I believe it is a vital interest of the West. I do not believe the West will ever allow Ukraine to fall.
As a result, we should be sending that signal to Putin now, saying: we are invested in this, we’re not going to let this happen. That would again speed up the end of the war, rather than allowing it to drag out as long as Putin can drag it out.
— Zelenskyy will have to move fast. “Russia wants to make a deal,” Trump said. “Zelenskyy must act or miss an opportunity.” Not a ceasefire — but something else. Trump said this to Reuters. Why is this happening? Does Trump genuinely trust Putin?
— No, I don’t think Trump fully trusts Putin. He’s not controlled by Putin, he’s not naive, and he’s not under Putin’s spell.
But he does want a deal — for two reasons:
1. He wants a peace agreement to end the fighting. He likes dramatic, historic deals. Ending a war fits that desire.
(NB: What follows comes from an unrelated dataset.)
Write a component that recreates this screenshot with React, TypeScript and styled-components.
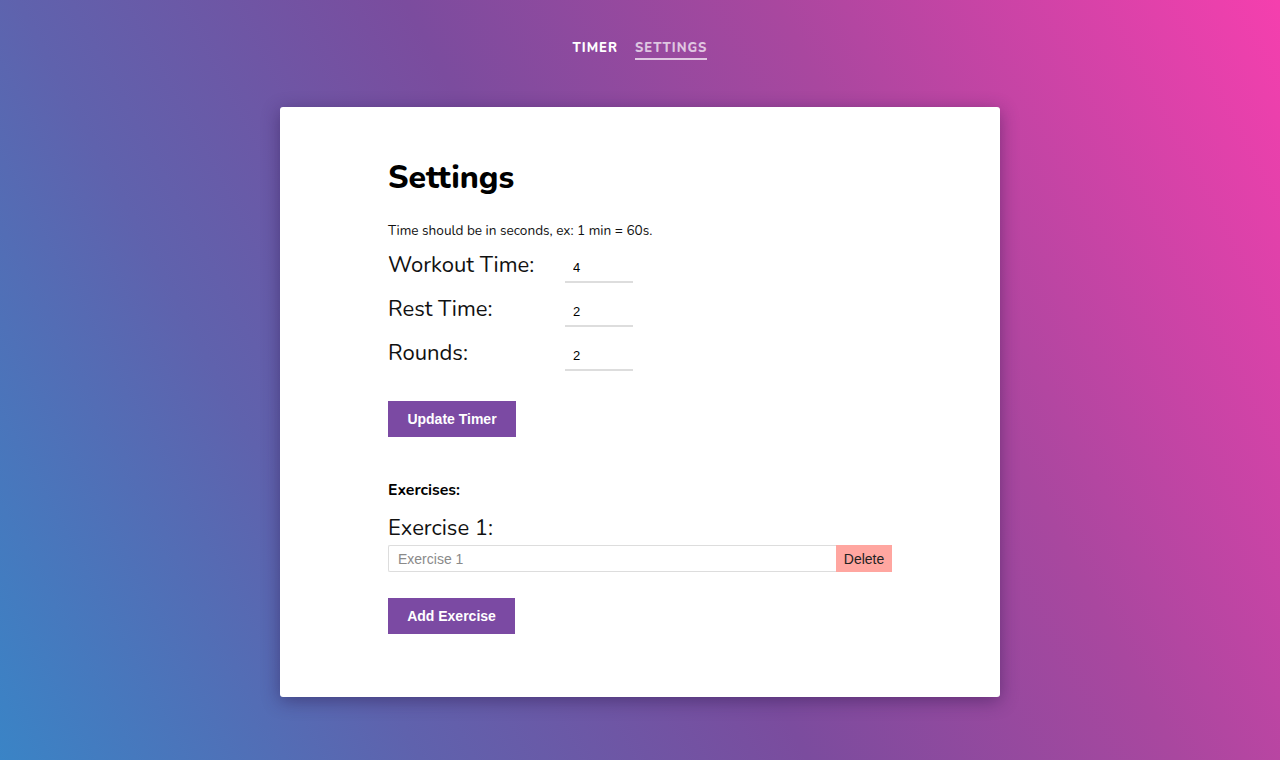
import React from "react";
import styled, { createGlobalStyle } from "styled-components";

const Global = createGlobalStyle`
  html, body { margin: 0; padding: 0; }
  body {
    width: 1280px;
    height: 760px;
    overflow: hidden;
    font-family: "Nunito", "Lato", "Open Sans", sans-serif;
    background: linear-gradient(62deg, #3a84c6 0%, #5f62ad 25%, #7b4c9e 48%, #a9479f 70%, #f53fae 100%);
  }
`;

const Page = styled.div`
  width: 1280px;
  height: 760px;
  display: flex;
  flex-direction: column;
  align-items: center;
`;

const Nav = styled.nav`
  display: flex;
  gap: 17px;
  margin-top: 40px;
  height: 20px;
`;

const NavLink = styled.a<{ $active?: boolean }>`
  font-family: "Nunito", "Lato", sans-serif;
  font-weight: 800;
  font-size: 13px;
  letter-spacing: 1px;
  line-height: 16px;
  padding-bottom: 1px;
  color: ${(p) => (p.$active ? "rgba(255,255,255,0.7)" : "#fff")};
  border-bottom: 2px solid ${(p) => (p.$active ? "rgba(255,255,255,0.7)" : "transparent")};
  text-decoration: none;
  cursor: pointer;
`;

const Card = styled.main`
  margin-top: 47px;
  width: 720px;
  height: 590px;
  box-sizing: border-box;
  background: #fff;
  border-radius: 3px;
  box-shadow: 0 4px 18px rgba(40, 20, 70, 0.45);
  padding: 51px 108px 0;
  color: #111;
`;

const Title = styled.h1`
  margin: 0;
  font-size: 32px;
  font-weight: 800;
  line-height: 40px;
  color: #000;
`;

const Hint = styled.p`
  margin: 25px 0 0;
  font-size: 13.6px;
  line-height: 16px;
`;

const Fields = styled.div`
  display: flex;
  flex-direction: column;
  gap: 12px;
  margin-top: 12px;
`;

const Row = styled.label`
  display: flex;
  align-items: flex-end;
  height: 32px;
`;

const FieldLabel = styled.span`
  width: 177px;
  font-size: 22px;
  line-height: 28px;
  align-self: flex-start;
  color: #111;
`;

const NumInput = styled.input`
  width: 68px;
  height: 30px;
  box-sizing: border-box;
  border: none;
  border-bottom: 2px solid #ddd;
  padding: 0 0 0 8px;
  font-family: "Liberation Sans", Arial, sans-serif;
  font-size: 13px;
  color: #000;
  outline: none;
  background: transparent;
`;

const PrimaryButton = styled.button`
  display: block;
  height: 36px;
  padding: 0;
  border: none;
  background: #7b4aa3;
  color: #fff;
  font-family: "Liberation Sans", Arial, sans-serif;
  font-weight: 700;
  font-size: 14px;
  white-space: nowrap;
  text-align: center;
  cursor: pointer;
`;

const UpdateButton = styled(PrimaryButton)`
  margin-top: 30px;
  width: 128px;
`;

const SubTitle = styled.h3`
  margin: 44px 0 0;
  font-size: 15.8px;
  font-weight: 700;
  line-height: 18px;
  color: #000;
`;

const ExerciseLabel = styled.div`
  margin-top: 17px;
  font-size: 22px;
  line-height: 24px;
`;

const ExerciseRow = styled.div`
  display: flex;
  margin-top: 5px;
  width: 504px;
  height: 27px;
`;

const TextInput = styled.input`
  flex: 1;
  box-sizing: border-box;
  height: 27px;
  border: 1px solid #ddd;
  border-right: none;
  border-radius: 2px 0 0 2px;
  padding: 0 9px;
  font-family: "Liberation Sans", Arial, sans-serif;
  font-size: 14px;
  color: #333;
  outline: none;
  &::placeholder { color: #8a8a8a; }
`;

const DeleteButton = styled.button`
  width: 56px;
  height: 27px;
  border: none;
  background: #ffa6a0;
  color: #222;
  font-family: "Liberation Sans", Arial, sans-serif;
  font-size: 14px;
  padding: 0;
  cursor: pointer;
`;

const AddButton = styled(PrimaryButton)`
  margin-top: 26px;
  width: 127px;
`;

export default function App() {
  return (
    <>
      <Global />
      <Page>
        <Nav>
          <NavLink>TIMER</NavLink>
          <NavLink $active>SETTINGS</NavLink>
        </Nav>
        <Card>
          <Title>Settings</Title>
          <Hint>Time should be in seconds, ex: 1 min = 60s.</Hint>
          <Fields>
            <Row>
              <FieldLabel>Workout Time:</FieldLabel>
              <NumInput defaultValue="4" />
            </Row>
            <Row>
              <FieldLabel>Rest Time:</FieldLabel>
              <NumInput defaultValue="2" />
            </Row>
            <Row>
              <FieldLabel>Rounds:</FieldLabel>
              <NumInput defaultValue="2" />
            </Row>
          </Fields>
          <UpdateButton>Update Timer</UpdateButton>
          <SubTitle>Exercises:</SubTitle>
          <ExerciseLabel>Exercise 1:</ExerciseLabel>
          <ExerciseRow>
            <TextInput placeholder="Exercise 1" />
            <DeleteButton>Delete</DeleteButton>
          </ExerciseRow>
          <AddButton>Add Exercise</AddButton>
        </Card>
      </Page>
    </>
  );
}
2. He believes that after a peace deal, sanctions could be lifted and he could “do business” with Russia — which he thinks would benefit everyone and make him look successful.
That’s why he avoids putting pressure on Putin. He wants to preserve the possibility of striking a deal later.
But Putin knows this, and he exploits it.
He signals to Trump:
“We can make trillions of dollars together. We just need a little concession…”
So Putin gets Trump to avoid pressure on Russia — and instead pressure Ukraine, because that’s where Trump thinks a deal can happen.
We must make two things clear to Trump and to Americans:
1. Putin will never agree to a real peace deal.
He does not believe in a sovereign Ukraine and will never sign anything that recognizes it.
He is using the “deal” narrative to get the West to back off so he can continue the war.
2. The idea that there is a “pot of gold” in Russia after a peace deal is a fantasy.
Every American business that has tried to profit in Russia has been robbed or pushed out.
Putin will never allow genuine Western investment or profit.
The real opportunities — legal, profitable, long-term — are in Ukraine, not Russia.
That is what Trump, Steve Witkoff, and others must understand:
The business of peace will succeed in Ukraine. It will never succeed in Russia.